Read the records below and copy each line that contains "this".

— Start Input rows —

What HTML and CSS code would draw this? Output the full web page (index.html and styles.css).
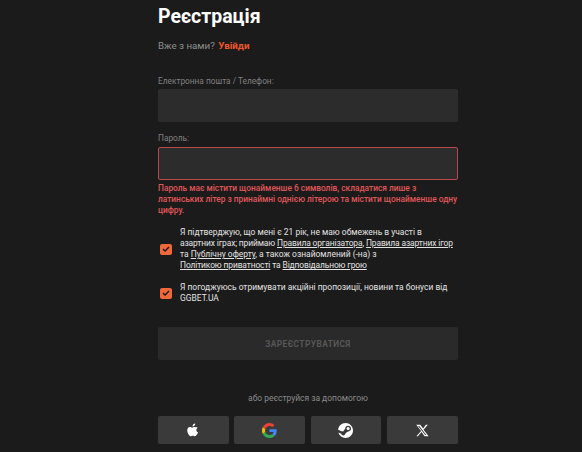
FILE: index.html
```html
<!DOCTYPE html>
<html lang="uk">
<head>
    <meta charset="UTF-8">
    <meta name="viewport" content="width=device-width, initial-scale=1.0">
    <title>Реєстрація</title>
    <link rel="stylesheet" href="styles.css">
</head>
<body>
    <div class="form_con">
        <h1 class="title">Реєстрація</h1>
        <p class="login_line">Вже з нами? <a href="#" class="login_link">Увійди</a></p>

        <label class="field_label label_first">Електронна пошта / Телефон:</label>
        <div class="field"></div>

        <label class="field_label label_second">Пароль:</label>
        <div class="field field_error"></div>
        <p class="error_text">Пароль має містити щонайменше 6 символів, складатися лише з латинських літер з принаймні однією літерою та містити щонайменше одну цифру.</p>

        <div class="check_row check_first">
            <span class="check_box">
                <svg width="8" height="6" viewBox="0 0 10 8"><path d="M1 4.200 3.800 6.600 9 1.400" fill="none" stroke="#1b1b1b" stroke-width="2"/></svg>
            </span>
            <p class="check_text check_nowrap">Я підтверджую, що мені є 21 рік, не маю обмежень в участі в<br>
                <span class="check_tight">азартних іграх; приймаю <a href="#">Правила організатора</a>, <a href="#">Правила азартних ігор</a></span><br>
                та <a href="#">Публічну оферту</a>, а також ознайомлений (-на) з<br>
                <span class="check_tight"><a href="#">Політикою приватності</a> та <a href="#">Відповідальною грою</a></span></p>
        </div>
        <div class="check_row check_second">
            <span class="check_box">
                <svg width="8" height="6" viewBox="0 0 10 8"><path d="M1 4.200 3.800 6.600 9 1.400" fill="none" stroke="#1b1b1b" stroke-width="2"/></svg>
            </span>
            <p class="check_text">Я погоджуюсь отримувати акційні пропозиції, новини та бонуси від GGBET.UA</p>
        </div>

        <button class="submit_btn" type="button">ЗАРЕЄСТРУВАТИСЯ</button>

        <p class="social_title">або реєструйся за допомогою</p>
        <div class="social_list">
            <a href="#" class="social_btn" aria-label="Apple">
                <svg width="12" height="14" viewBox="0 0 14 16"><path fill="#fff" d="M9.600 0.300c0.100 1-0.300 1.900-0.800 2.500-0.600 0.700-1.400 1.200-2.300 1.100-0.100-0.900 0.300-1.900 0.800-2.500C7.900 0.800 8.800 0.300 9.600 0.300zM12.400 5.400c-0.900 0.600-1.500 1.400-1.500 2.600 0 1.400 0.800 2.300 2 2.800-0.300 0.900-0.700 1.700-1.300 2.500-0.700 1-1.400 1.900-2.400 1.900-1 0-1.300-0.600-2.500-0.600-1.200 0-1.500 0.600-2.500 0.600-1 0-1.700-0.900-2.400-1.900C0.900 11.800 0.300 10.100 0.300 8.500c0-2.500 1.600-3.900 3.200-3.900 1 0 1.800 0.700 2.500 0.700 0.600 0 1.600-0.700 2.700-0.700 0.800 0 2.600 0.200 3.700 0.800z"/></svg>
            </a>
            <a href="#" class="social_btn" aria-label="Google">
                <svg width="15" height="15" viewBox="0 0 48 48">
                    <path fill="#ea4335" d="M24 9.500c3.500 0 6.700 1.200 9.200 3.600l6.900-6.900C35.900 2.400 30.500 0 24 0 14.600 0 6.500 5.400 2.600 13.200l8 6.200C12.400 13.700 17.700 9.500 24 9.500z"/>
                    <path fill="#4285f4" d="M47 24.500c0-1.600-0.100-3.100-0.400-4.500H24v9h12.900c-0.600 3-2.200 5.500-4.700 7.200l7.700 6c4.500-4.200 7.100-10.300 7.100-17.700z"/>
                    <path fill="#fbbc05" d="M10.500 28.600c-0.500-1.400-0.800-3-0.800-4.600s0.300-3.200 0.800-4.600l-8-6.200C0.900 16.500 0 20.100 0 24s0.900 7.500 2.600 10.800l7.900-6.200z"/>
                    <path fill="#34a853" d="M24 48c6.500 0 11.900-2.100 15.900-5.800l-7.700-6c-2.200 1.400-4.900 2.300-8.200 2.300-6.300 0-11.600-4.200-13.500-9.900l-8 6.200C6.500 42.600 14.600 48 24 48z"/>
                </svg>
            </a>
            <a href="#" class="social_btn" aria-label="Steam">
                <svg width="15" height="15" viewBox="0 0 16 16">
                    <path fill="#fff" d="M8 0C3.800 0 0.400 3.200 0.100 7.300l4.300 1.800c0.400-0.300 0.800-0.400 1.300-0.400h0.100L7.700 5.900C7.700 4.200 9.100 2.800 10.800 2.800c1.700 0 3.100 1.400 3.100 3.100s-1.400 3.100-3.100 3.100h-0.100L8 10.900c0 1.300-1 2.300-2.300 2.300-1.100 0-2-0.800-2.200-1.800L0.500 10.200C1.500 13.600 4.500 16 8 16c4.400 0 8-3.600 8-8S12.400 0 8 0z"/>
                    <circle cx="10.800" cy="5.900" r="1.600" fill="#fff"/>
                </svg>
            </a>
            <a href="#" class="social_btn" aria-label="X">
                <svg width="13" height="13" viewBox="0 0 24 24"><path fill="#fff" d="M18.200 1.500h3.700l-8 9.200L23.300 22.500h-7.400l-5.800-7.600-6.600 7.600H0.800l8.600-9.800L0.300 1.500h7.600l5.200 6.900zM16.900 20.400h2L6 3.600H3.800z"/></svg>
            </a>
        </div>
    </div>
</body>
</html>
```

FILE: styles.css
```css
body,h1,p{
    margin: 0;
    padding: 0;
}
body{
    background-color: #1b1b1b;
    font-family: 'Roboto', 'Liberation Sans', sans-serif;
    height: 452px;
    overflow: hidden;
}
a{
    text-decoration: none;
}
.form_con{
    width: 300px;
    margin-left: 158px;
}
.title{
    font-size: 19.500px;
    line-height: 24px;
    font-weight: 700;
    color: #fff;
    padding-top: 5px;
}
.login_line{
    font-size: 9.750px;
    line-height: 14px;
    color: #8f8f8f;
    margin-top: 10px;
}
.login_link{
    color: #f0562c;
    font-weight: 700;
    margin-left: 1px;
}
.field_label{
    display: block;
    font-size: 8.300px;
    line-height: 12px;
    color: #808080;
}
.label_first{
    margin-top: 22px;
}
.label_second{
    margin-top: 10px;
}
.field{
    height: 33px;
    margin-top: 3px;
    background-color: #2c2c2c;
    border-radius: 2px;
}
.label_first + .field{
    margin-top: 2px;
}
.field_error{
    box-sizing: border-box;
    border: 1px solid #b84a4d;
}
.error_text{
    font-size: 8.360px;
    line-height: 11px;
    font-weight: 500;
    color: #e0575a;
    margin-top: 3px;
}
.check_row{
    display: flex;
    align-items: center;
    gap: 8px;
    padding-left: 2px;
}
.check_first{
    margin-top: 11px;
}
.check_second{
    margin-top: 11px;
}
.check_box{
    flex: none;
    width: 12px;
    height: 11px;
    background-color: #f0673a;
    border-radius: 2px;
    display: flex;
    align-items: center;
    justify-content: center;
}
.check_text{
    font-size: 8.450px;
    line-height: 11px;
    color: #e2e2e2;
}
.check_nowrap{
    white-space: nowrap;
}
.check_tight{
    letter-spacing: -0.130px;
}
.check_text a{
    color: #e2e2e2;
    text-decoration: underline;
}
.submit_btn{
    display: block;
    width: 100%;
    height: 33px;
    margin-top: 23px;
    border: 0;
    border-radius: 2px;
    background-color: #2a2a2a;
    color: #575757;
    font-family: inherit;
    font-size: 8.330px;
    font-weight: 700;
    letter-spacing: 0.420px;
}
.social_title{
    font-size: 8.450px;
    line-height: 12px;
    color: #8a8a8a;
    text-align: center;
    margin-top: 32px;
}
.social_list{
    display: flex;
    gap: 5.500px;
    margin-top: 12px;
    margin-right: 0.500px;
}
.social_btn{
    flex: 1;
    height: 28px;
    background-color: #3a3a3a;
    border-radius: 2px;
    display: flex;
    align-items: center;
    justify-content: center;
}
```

— End Input rows —
— Start Input rows —

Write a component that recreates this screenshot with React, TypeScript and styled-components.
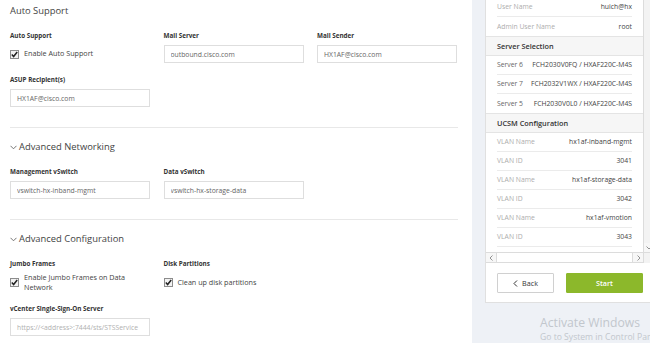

— End Input rows —

Task answer →
What HTML and CSS code would draw this? Output the full web page (index.html and styles.css).
Write a component that recreates this screenshot with React, TypeScript and styled-components.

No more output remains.